Ex-YDC worker guilty of being rape accomplice
A jury found a former Youth Development Center house leader guilty Tuesday of holding down a 14-year-old boy in a staircase as two other youth counselors raped him in the 1990s.
Bradley Asbury, 69, who had been out on bail, was handcuffed by a court officer and taken into custody at Hillsborough County Superior Court in Manchester after each member of the jury, seven women and five men, were polled to make sure the decision was unanimous. He is set to be sentenced by Judge Will Delker on Jan. 27.
The verdict came around 2 p.m. after the jury deliberated over the course of three days starting Friday morning.
Asbury stood with his eyes closed as the foreman read the two guilty verdicts on aggravated felonious sexual assault (accomplice). Asbury is the second of eight former workers to face trial after a sweeping investigation into abuse at the former juvenile detention facility in the 1990s and 2000s, and the first to be found guilty.

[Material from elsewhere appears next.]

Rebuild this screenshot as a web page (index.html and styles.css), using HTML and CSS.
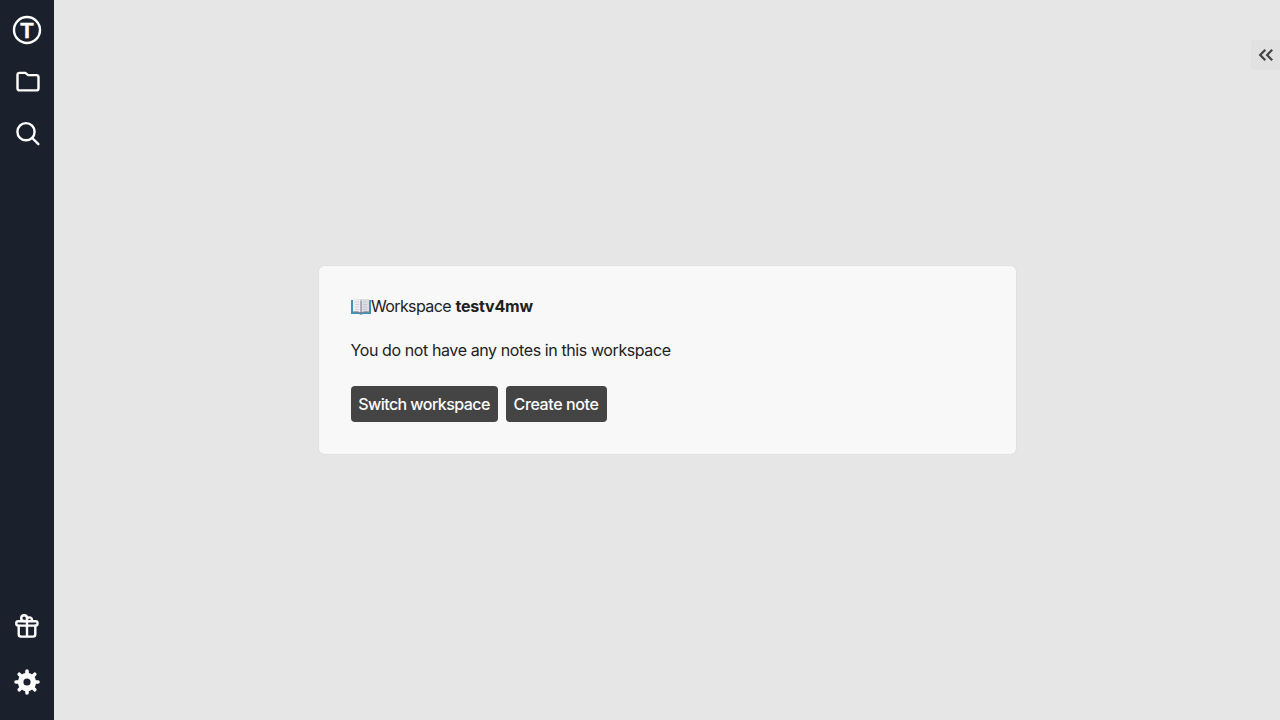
FILE: index.html
```html
<!DOCTYPE html>
<html lang="en">
<head>
<meta charset="utf-8">
<title>Workspace</title>
<link rel="stylesheet" href="styles.css">
</head>
<body>
<div class="app">
  <nav class="sidebar">
    <a class="item"><svg width="30" height="30" viewBox="0 0 30 30"><circle cx="15" cy="15" r="13" fill="none" stroke="#fff" stroke-width="2.4"/><text class="logo" x="15" y="22.8" text-anchor="middle">T</text></svg></a>
    <a class="item icon"><svg width="26" height="26" viewBox="0 0 26 26"><path d="M4.7 3.9H10.3L13.2 6.1H21.3Q23.5 6.1 23.5 8.3V19.2Q23.5 21.4 21.3 21.4H4.7Q2.5 21.4 2.5 19.2V6.1Q2.5 3.9 4.7 3.9Z"/></svg></a>
    <a class="item icon"><svg width="26" height="26" viewBox="0 0 26 26"><circle cx="11" cy="10.7" r="8.6"/><path d="M17.2 17L23.4 23.2"/></svg></a>
    <span class="spacer"></span>
    <a class="item icon"><svg width="26" height="26" viewBox="0 0 26 26"><rect x="2.3" y="8.2" width="21.2" height="4.4" rx="1.8"/><path d="M4.7 12.6V21.3Q4.7 23.6 7 23.6H19Q21.3 23.6 21.3 21.3V12.6M13 8V23.6M13 8H9.8A2.9 2.9 0 1 1 13 5.1ZM13 8V6A2.6 2.6 0 1 1 17.8 8"/></svg></a>
    <a class="item gear"><svg width="26" height="26" viewBox="-13 -13 26 26"><circle r="6.4" fill="none" stroke="#fff" stroke-width="5.6"/><g stroke="#fff" stroke-width="3.6" stroke-linecap="round"><path d="M0-8V-11M0 8V11M-8 0H-11M8 0H11M-5.8-5.8L-7.8-7.8M5.8-5.8L7.8-7.8M-5.8 5.8L-7.8 7.8M5.8 5.8L7.8 7.8"/></g></svg></a>
  </nav>
  <main class="main">
    <section class="card">
      <p class="line title"><svg class="book" width="20" height="16" viewBox="0 0 20 16"><path d="M0 1H20V15H12Q10 16.5 8 15H0Z" fill="#3f91b5"/><path d="M2 0H18V13H2Z" fill="#d9d9e0"/><path d="M2 .4Q7-.6 10 1.6V13.5Q7 11.5 2 12.5Z" fill="#eeeef2"/><path d="M18 .4Q13-.6 10 1.6V13.5Q13 11.5 18 12.5Z" fill="#dcdce3"/><path d="M2 13Q7 12 10 14Q13 12 18 13" fill="none" stroke="#8d8690"/><path d="M10 1.5V14" stroke="#77727c"/><path d="M4 3H8M4 5.5H8M4 8H8M4 10.5H8M12 3H16M12 5.5H16M12 8H16M12 10.5H16" stroke="#bcbcc6" stroke-width=".6"/></svg><span class="word">Workspace</span><strong class="name">testv4mw</strong></p>
      <p class="line message">You do not have any notes in this workspace</p>
      <div class="actions"><button class="button switch">Switch workspace</button><button class="button create">Create note</button></div>
    </section>
    <button class="toggle" aria-label="Expand"><svg width="16" height="14" viewBox="0 0 16 14"><path d="M7.3 1.7L2.2 7L7.3 12.3M14.2 1.7L9.1 7L14.2 12.3"/></svg></button>
  </main>
</div>
</body>
</html>
```
FILE: styles.css
```css
* { box-sizing: border-box; }
body { margin: 0; font: 16px/24px Inter, sans-serif; color: #212121; }
.app { display: flex; height: 100vh; }
.sidebar { width: 54px; background: #1b212c; display: flex; flex-direction: column; align-items: center; padding: 4px 0 12px; }
.item { height: 52px; display: flex; align-items: center; justify-content: center; }
.item svg { display: block; }
.spacer { flex: 1; }
.gear { margin-top: 4px; }
.icon { padding-left: 2px; }
.spacer + .icon { padding-left: 0; }
.icon svg { fill: none; stroke: #fff; stroke-width: 2.4; stroke-linecap: round; stroke-linejoin: round; }
.logo { font: bold 22px "Liberation Sans", sans-serif; fill: #fff; stroke: #fff; stroke-width: .3; }
.main { flex: 1; position: relative; display: flex; align-items: center; justify-content: center; background: #e6e6e6; }
.card { width: 697px; height: 188px; padding: 28px 32px 32px; background: #f8f8f8; border-radius: 5px; box-shadow: 0 0 1px #bbb; }
.line { margin: 0 0 20px; height: 24px; white-space: pre; letter-spacing: -.4px; }
.title { display: flex; }
.book { margin: 5px .5px 0 0; }
.word { width: 84.5px; letter-spacing: -.62px; }
.name { font-weight: 700; letter-spacing: -.2px; }
.actions { display: flex; gap: 8px; margin-top: 24px; }
.button { height: 36px; padding: 0; border: 0; border-radius: 4px; background: #444; color: #fff; font: inherit; font-weight: 500; letter-spacing: -.55px; white-space: nowrap; }
.switch { width: 147px; }
.create { width: 101px; letter-spacing: -.4px; }
.toggle { position: absolute; right: 0; top: 40px; width: 29px; height: 30px; padding: 0 0 1px 1px; border: 0; border-radius: 4px 0 0 4px; background: #e1e1e1; display: flex; align-items: center; justify-content: center; }
.toggle path { fill: none; stroke: #444; stroke-width: 2.2; }
```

Asbury showed little emotion as he looked over at family and friends while being taken into custody two days before Thanksgiving.
Sitting in the back row, the victim, Michael Gilpatrick, 41, held the hand of his wife and placed his head down on the back of the gallery benches after the verdict. He was surrounded by about a half-dozen friends and family.
“God is good,” said Gilpatrick, who testified during the trial.
Gilpatrick left the courtroom giving a fist-bump. Later, while walking hand-in-hand with his wife, Kelly, he said he was instructed not to speak, although he shared a few words.
‘It’s about time’
“God is good and the truth prevailed,” he said. “I was believed. It’s about time.”

Mike Gilpatrick, leaving the court with his wife, Kelly Gilpatrick, said “God is good.”
(The Union Leader doesn’t routinely identify victims of sex crimes, but Gilpatrick had gone public with his allegations.)
Prosecutor Adam Woods said he would not comment on anything specific that happened during the trial as other cases proceed, including an exchange between Gilpatrick and Asbury’s lawyer, David Rothstein, where Gilpatrick called Rothstein a “sick man” during cross-examination and left the stand, asking for a break.
“We are grateful that they considered all of the victim’s testimony and arrived at this verdict,” Woods said.
Rothstein left the courtroom without comment.
The prosecution argued Asbury and three other staffers carried Gilpatrick to a staircase landing where he was raped and he was told to perform other sex acts.
The three other staffers — Jeffrey Buskey, Stephen Murphy and James Woodlock — also face criminal trials.
“He (Asbury) was the house leader. He was the final say. He was the man who ran the whole show and he was the muscle holding Mike’s arm back to make Murphy and Buskey’s crime possible,” Woods said during his closing argument.
Jury selection is set to begin in a case against Murphy on Jan. 6.
Throughout the trial, Rothstein argued Gilpatrick was motivated by money in filing a lawsuit against the state.
“Mike Gilpatrick falsely accused Brad Asbury of a crime that he not only didn’t commit, but which in every shape and form was impossible to commit,” Rothstein said in his closing argument.
Gilpatrick’s was the second of more than 1,000 lawsuits filed alleging abuse at YDC over the course of decades.
The first criminal trial against a former YDC worker — Victor Malavet, who faces 12 charges of aggravated felonious sexual assault for incidents that allegedly took place between June and November 2001 in Merrimack — ended in a mistrial in September after the jury deadlocked. A dispositional hearing has been scheduled for Dec. 19.